With the Northeast’s inconsistent spring weather, many Penn students undoubtedly wish they could take a trip down South this time of year.
But Penn track and field is turning wishes into reality: It’s actually voyaging to North Carolina.
Both the men’s and women’s teams will take part in the Raleigh Relays this weekend, a meet that will start Friday morning and conclude Saturday night.
The Quakers are coming off of last weekend’s Philadelphia College Invitational, the first of the team’s two outdoor home meets.
Penn track coach Steve Dolan was pleased with his athletes’ performances last weekend. He hopes that the Red and Blue will leave the larger field and increased level of competition at the Raleigh Relays with similar results.
Dolan believes that last weekend’s warm weather in Philadelphia contributed significantly to his team’s success, and he is excited to get the Quakers down South for another outdoor meet.
“It’s gonna be nice to get down there,” Dolan said. “Whether you’re sprinting, jumping or throwing, weather really plays a factor in what you can do.”
The weather in Philadelphia hasn’t been ideal for the program this season.
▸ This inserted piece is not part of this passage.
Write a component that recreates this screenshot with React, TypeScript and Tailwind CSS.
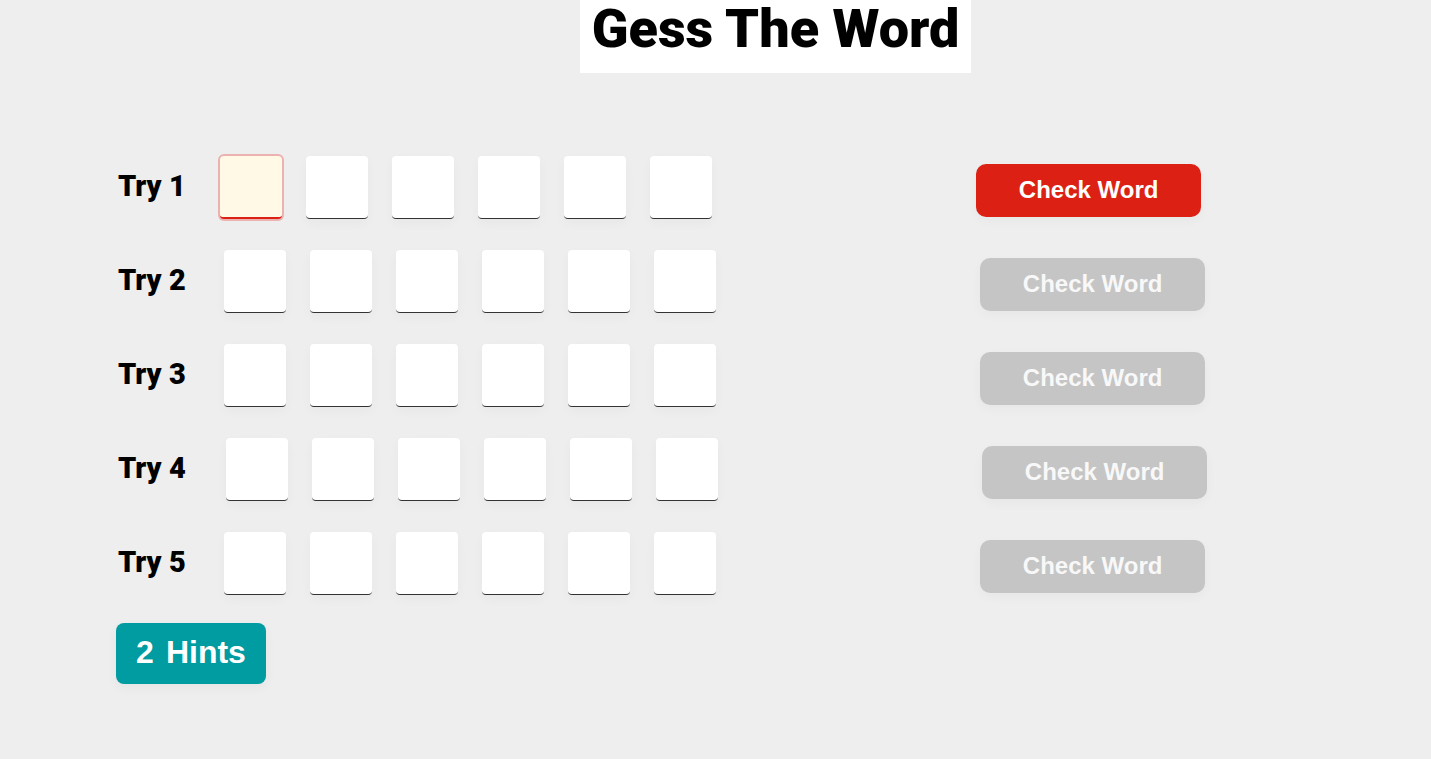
import { useState } from 'react'

const WORD_LENGTH = 6

const TRIES = [
  { id: 1, labelWidth: 'w-[104px]' },
  { id: 2, labelWidth: 'w-[108px]' },
  { id: 3, labelWidth: 'w-[108px]' },
  { id: 4, labelWidth: 'w-[110px]' },
  { id: 5, labelWidth: 'w-[108px]' },
]

interface TryRowProps {
  id: number
  labelWidth: string
  active: boolean
}

function TryRow({ id, labelWidth, active }: TryRowProps) {
  const [letters, setLetters] = useState<string[]>(Array(WORD_LENGTH).fill(''))

  function setLetter(index: number, value: string) {
    setLetters(prev => prev.map((l, i) => (i === index ? value.toUpperCase() : l)))
  }

  return (
    <div className="flex">
      <label
        htmlFor={`try-${id}-0`}
        className={`${labelWidth} shrink-0 pl-0.5 pt-3 font-[Roboto,sans-serif] text-[29px] leading-9 font-black text-black`}
      >
        Try {id}
      </label>

      <div className="flex w-[57.5%] shrink-0 gap-[24px]">
        {letters.map((letter, i) => (
          <input
            key={i}
            id={`try-${id}-${i}`}
            aria-label={`Try ${id}, letter ${i + 1}`}
            value={letter}
            maxLength={1}
            onChange={e => setLetter(i, e.target.value)}
            className={`
              h-[63px] w-[62px] rounded text-center text-3xl font-bold uppercase outline-none
              ${active && i === 0
                ? 'border-b-2 border-[#dc2114] bg-[#fff9e6] ring-2 ring-[#ebb2b0]'
                : 'border-b border-[#333] bg-white shadow-[0_4px_12px_rgba(0,0,0,0.03)]'
              }
            `}
          />
        ))}
      </div>

      <button
        disabled={!active}
        className={`
          mt-2 h-[53px] w-[225px] shrink-0 rounded-[10px] pb-0.5 text-2xl font-bold shadow-[0_4px_12px_rgba(0,0,0,0.03)]
          ${active ? 'bg-[#dc2114] text-white' : 'bg-[#c5c5c5] text-[#f8f8f8]'}
        `}
      >
        Check Word
      </button>
    </div>
  )
}

export default function App() {
  const [hints, setHints] = useState(2)

  return (
    <div className="min-h-screen bg-[#eee] font-['Liberation_Sans',Arial,sans-serif]">
      <header className="flex justify-center pl-[120px]">
        <h1 className="bg-white px-3 pb-[15px] font-[Roboto,sans-serif] text-[54px] leading-[58px] font-black text-black">
          Gess The Word
        </h1>
      </header>

      <main className="pt-[83px] pl-[116px]">
        <div className="flex flex-col gap-[31px]">
          {TRIES.map(t => (
            <TryRow key={t.id} id={t.id} labelWidth={t.labelWidth} active={t.id === 1} />
          ))}
        </div>

        <button
          onClick={() => setHints(h => Math.max(0, h - 1))}
          className="mt-7 flex h-[61px] w-[150px] items-center justify-center gap-3 rounded-lg bg-[#009ca1] pb-1 text-[32px] leading-9 font-bold text-white shadow-[0_4px_12px_rgba(0,0,0,0.04)]"
        >
          <span>{hints}</span>
          <span>Hints</span>
        </button>
      </main>
    </div>
  )
}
The inconsistent conditions have complicated the team’s early outdoor training program significantly.
“This has been a tough week because the weather dipped down and got cold,” Dolan said. “So we’ve practiced a little conservatively this week.”
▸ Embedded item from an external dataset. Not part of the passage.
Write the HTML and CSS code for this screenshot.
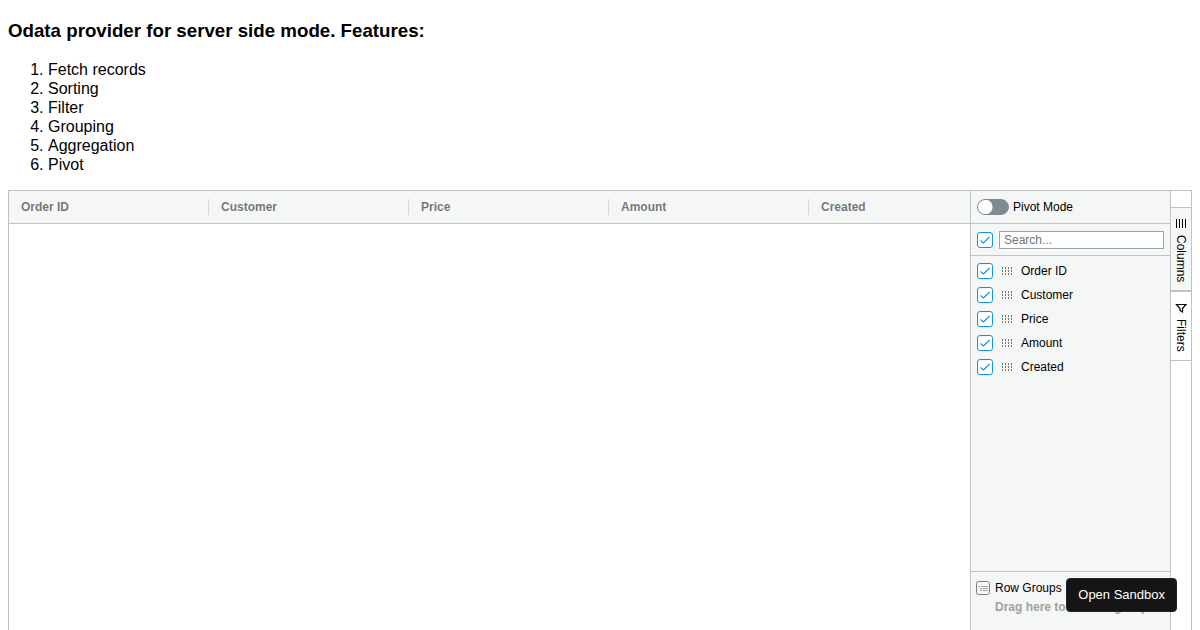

Despite a long offseason for many of its athletes, Penn’s throwers were the standout group of last weekend’s meet.
“Throwing is one of the areas where we’re deepest on the team,” Dolan said.
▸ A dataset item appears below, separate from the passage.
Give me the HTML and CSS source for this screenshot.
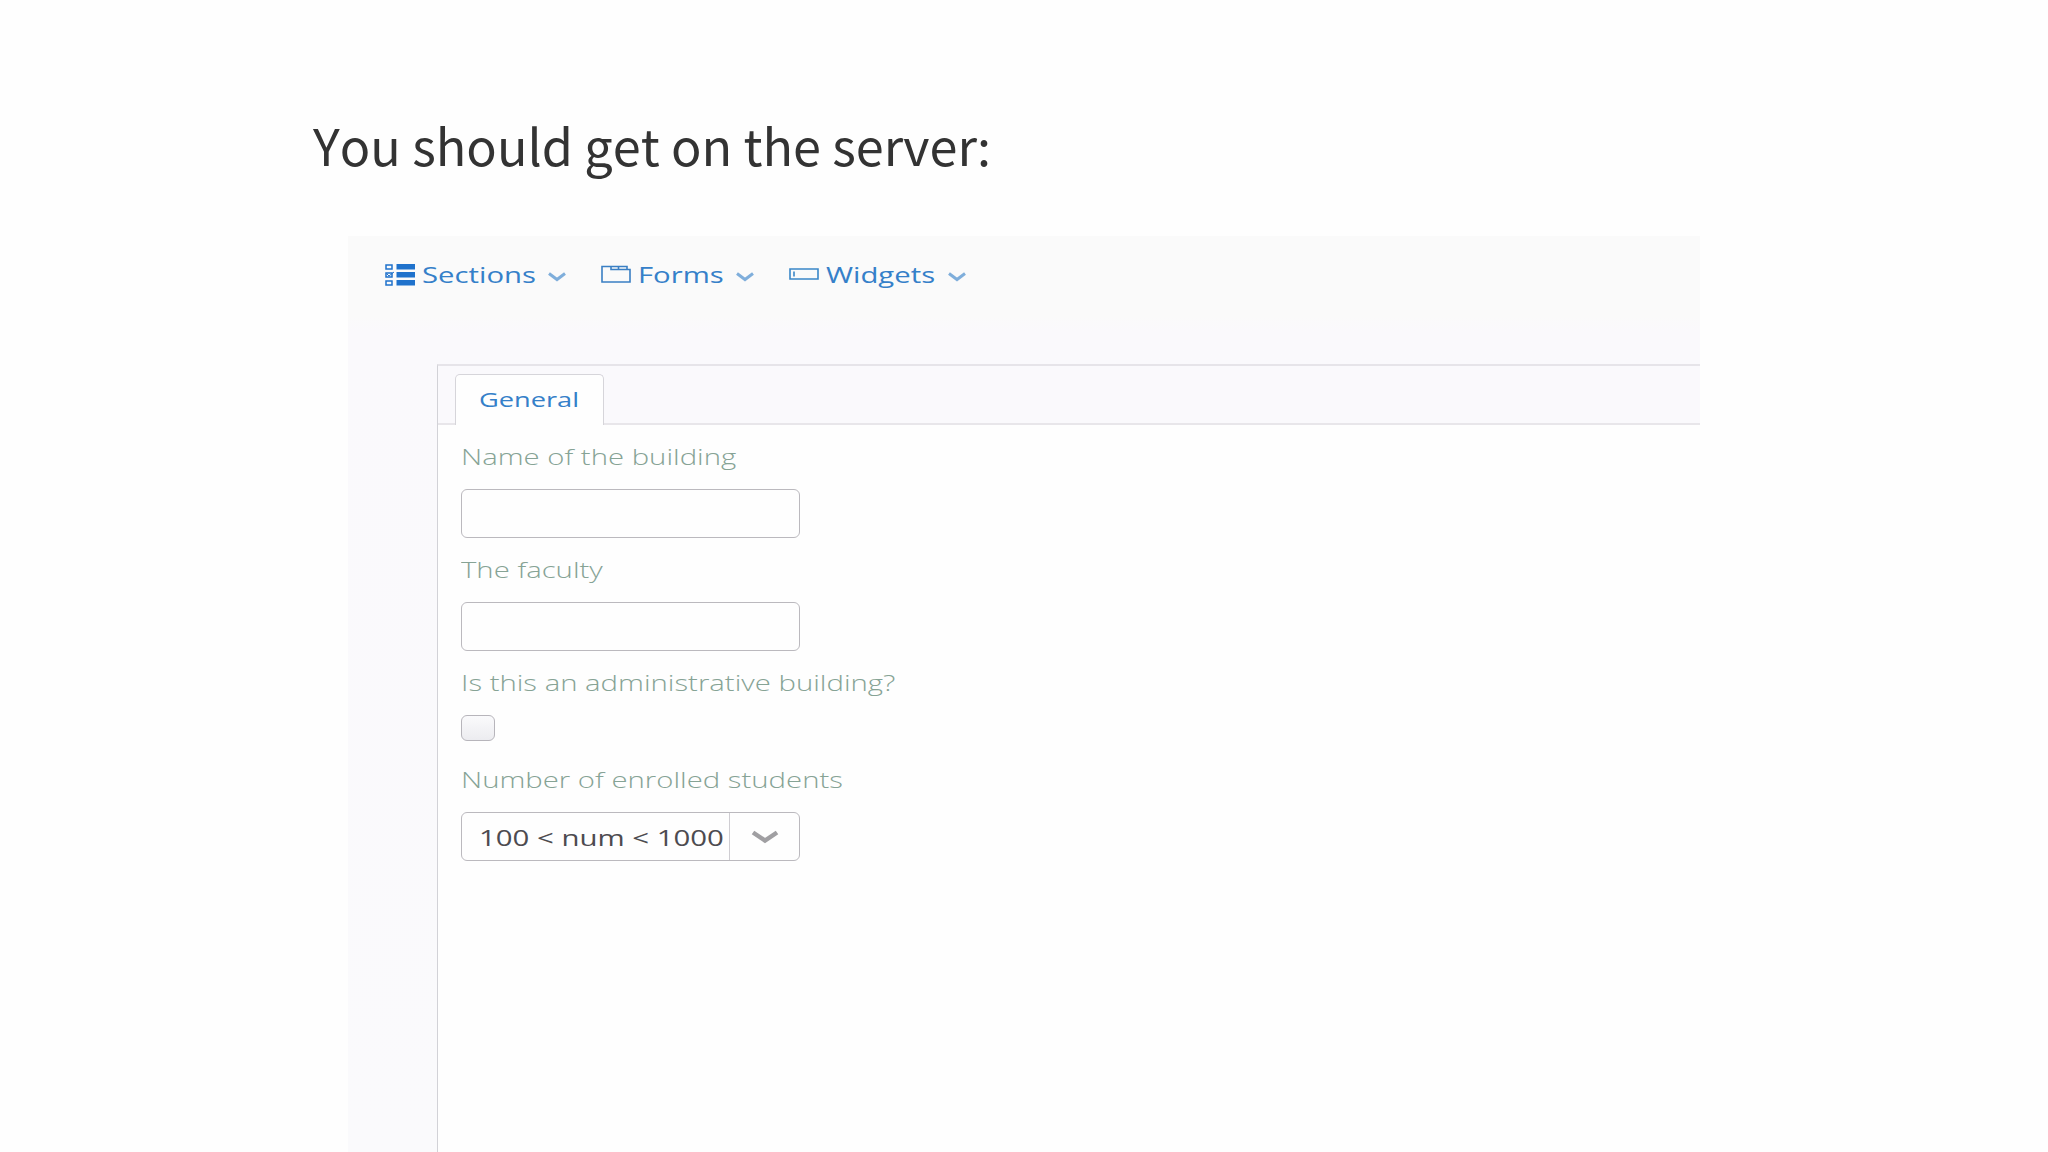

At the Philadelphia College Invitational, sophomore Sam Mattis and freshman Nailah Hill were able to break school records in the men’s and women’s discus, respectively. Meanwhile, senior thrower Jake Brenza also stood out, placing in the top three of three different events.
The throwers will look to build on their strong individual performances in Raleigh.
A majority of both Penn’s men’s and women’s distance runners ran the 3,000-meter race last Saturday, an unusual outdoor distance for most of the athletes.
Although they performed well in the 3,000m, Dolan hopes that race will help in the athletes preparation as they transition into their usual events.
“We saw it as a setup for this week,” Dolan said, explaining that the 3,000m represents a middle ground between the 1,500-meter and 5,000-meter distances that many of Penn’s distance runners will run this weekend.
As one might expect, the Raleigh Relays heavily feature relay events alongside individual races. Many of Penn’s middle-distance runners and sprinters will get the chance to pass the baton around the track in live competition.
“That’s the beauty of the meet,” Dolan said. “It’s a very big meet, but it has a combination of relay opportunities and individual opportunities.”
This weekend will mark the third outdoor meet of Penn’s season, and Dolan’s expectations remain primarily focused on his team’s health and individual development.
However, as the season has gone on, his expectations have steadily increased.
“I’d love to see consistency, but I think there will be some breakthroughs too,” he said.
“With this competition ... we may even get a few NCAA qualifying marks.”